Wednesday, September 20, 2006

If you can't trust an Iranian crook, who can you trust?

In the course of outlining decades of Iranian duplicity vis-a-vis the West, Michael Rubin (who we last noted here) includes this comical example in his Wall Street Journal (subs. req'd; alt. free link) article today:

While the Iran-Contra Affair is remembered today for the Reagan administration's attempts to circumvent Congressional prohibition of funding of the Nicaraguan resistance, it also illustrates the inadvisability of trusting Tehran. President Reagan sought to win the release of American hostages in Lebanon but, as soon as Washington compensated Tehran for its bad behavior, its militias accelerated hostage seizure. Diplomatic enticement -- bribery by another name -- backfired. But diplomacy is not just about incentives; it is also about trust. What could have been just a failed initiative turned to scandal when, on the seventh anniversary of the embassy seizure, Ali Akbar Hashemi Rafsanjani, today the chairman of the Expediency Council, broke a pledge of secrecy and revealed the meetings to the international press.

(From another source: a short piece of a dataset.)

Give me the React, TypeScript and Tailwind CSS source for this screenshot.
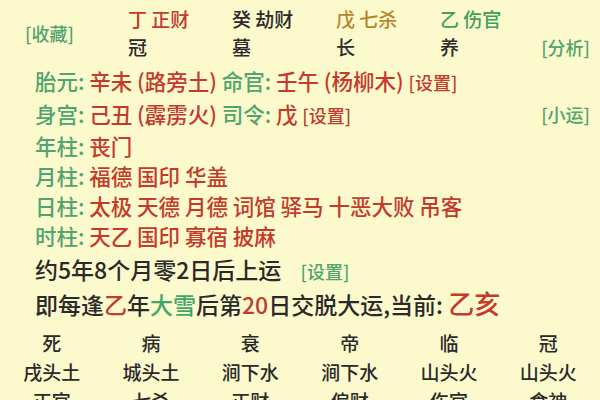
import React from 'react'

const RED = 'text-[#c23b2c]'
const GREEN = 'text-[#4fa56f]'

const gods = [
  { stem: '丁', god: '正财', stage: '冠', color: 'text-[#c23b2c]' },
  { stem: '癸', god: '劫财', stage: '墓', color: 'text-[#2a2a2a]' },
  { stem: '戊', god: '七杀', stage: '长', color: 'text-[#b5862f]' },
  { stem: '乙', god: '伤官', stage: '养', color: 'text-[#3f9f5c]' },
]

const pillars = [
  { label: '年柱', stars: '丧门' },
  { label: '月柱', stars: '福德 国印 华盖' },
  { label: '日柱', stars: '太极 天德 月德 词馆 驿马 十恶大败 吊客' },
  { label: '时柱', stars: '天乙 国印 寡宿 披麻' },
]

const luck = [
  ['死', '戌头土', '正官'],
  ['病', '城头土', '七杀'],
  ['衰', '涧下水', '正财'],
  ['帝', '涧下水', '偏财'],
  ['临', '山头火', '伤官'],
  ['冠', '山头火', '食神'],
]

function Label({ children }: { children: React.ReactNode }) {
  return <span className={GREEN}>{children}: </span>
}

export default function App() {
  return (
    <div
      className="w-[600px] h-[400px] overflow-hidden bg-[#fcf9cd] text-[#2a2a2a] text-[19px] font-medium whitespace-nowrap"
      style={{ fontFamily: '"Noto Sans CJK SC", "Noto Sans", sans-serif' }}
    >
      {/* header: stems + growth stages */}
      <div className="flex items-center pt-[5px] pl-[25px] pr-[10px]">
        <span className={`text-[18px] w-[103px] shrink-0 ${GREEN}`}>[收藏]</span>
        {gods.map(g => (
          <div key={g.stem} className="w-[104px] shrink-0 last-of-type:w-auto leading-[28px]">
            <div className={g.color}>{g.stem} {g.god}</div>
            <div>{g.stage}</div>
          </div>
        ))}
        <span className={`ml-auto self-end leading-[28px] text-[18px] ${GREEN}`}>[分析]</span>
      </div>

      <div className="pl-[35px] pr-[10px] pt-[4px] text-[21.5px]">
        <div className="leading-[32px]">
          <Label>胎元</Label>
          <span className={RED}>辛未 (路旁土) </span>
          <Label>命官</Label>
          <span className={RED}>壬午 (杨柳木) </span>
          <span className={`text-[18px] ${RED}`}>[设置]</span>
        </div>
        <div className="flex items-center leading-[31px]">
          <div>
            <Label>身宫</Label>
            <span className={RED}>己丑 (霹雳火) </span>
            <Label>司令</Label>
            <span className={RED}>戊 </span>
            <span className={`text-[18px] ${RED}`}>[设置]</span>
          </div>
          <span className={`ml-auto text-[18px] ${GREEN}`}>[小运]</span>
        </div>
        {pillars.map(p => (
          <div key={p.label} className="leading-[30px]">
            <Label>{p.label}</Label>
            <span className={RED}>{p.stars}</span>
          </div>
        ))}
        <div className="mt-[2px] leading-[32px] text-[23px]">
          约5年8个月零2日后上运 <span className={`ml-[14px] text-[18px] ${GREEN}`}>[设置]</span>
        </div>
        <div className="leading-[32px] text-[23px]">
          即每逢<span className={RED}>乙</span>年<span className="text-[#3fa868]">大雪</span>后第
          <span className={RED}>20</span>日交脱大运,当前: <span className={`text-[26px] ${RED}`}>乙亥</span>
        </div>
      </div>

      {/* luck pillars grid */}
      <div className="grid grid-cols-6 px-[2px] pt-[8px] text-center leading-[29px]">
        {luck.map(col => (
          <div key={col[1] + col[0]} className="flex flex-col">
            {col.map((t, i) => (
              <span key={i}>{t}</span>
            ))}
          </div>
        ))}
      </div>
    </div>
  )
}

It's so unfair -- the White House was illegally shipping weapons to Iran in return for hostages, and the Iranians went and told the world about it! Anyway, it's a small world because that same Rafsanjani was the favourite to win the Iranian Presidential election last year, until a White House call for a boycott backfired and put Ahmadinejad in the job instead. While this might be interpreted as some far-seeing revenge for 1986, it's more likely the case that the neocon obsession with Iran has given them a knack for always winding up dealing with the wrong guy.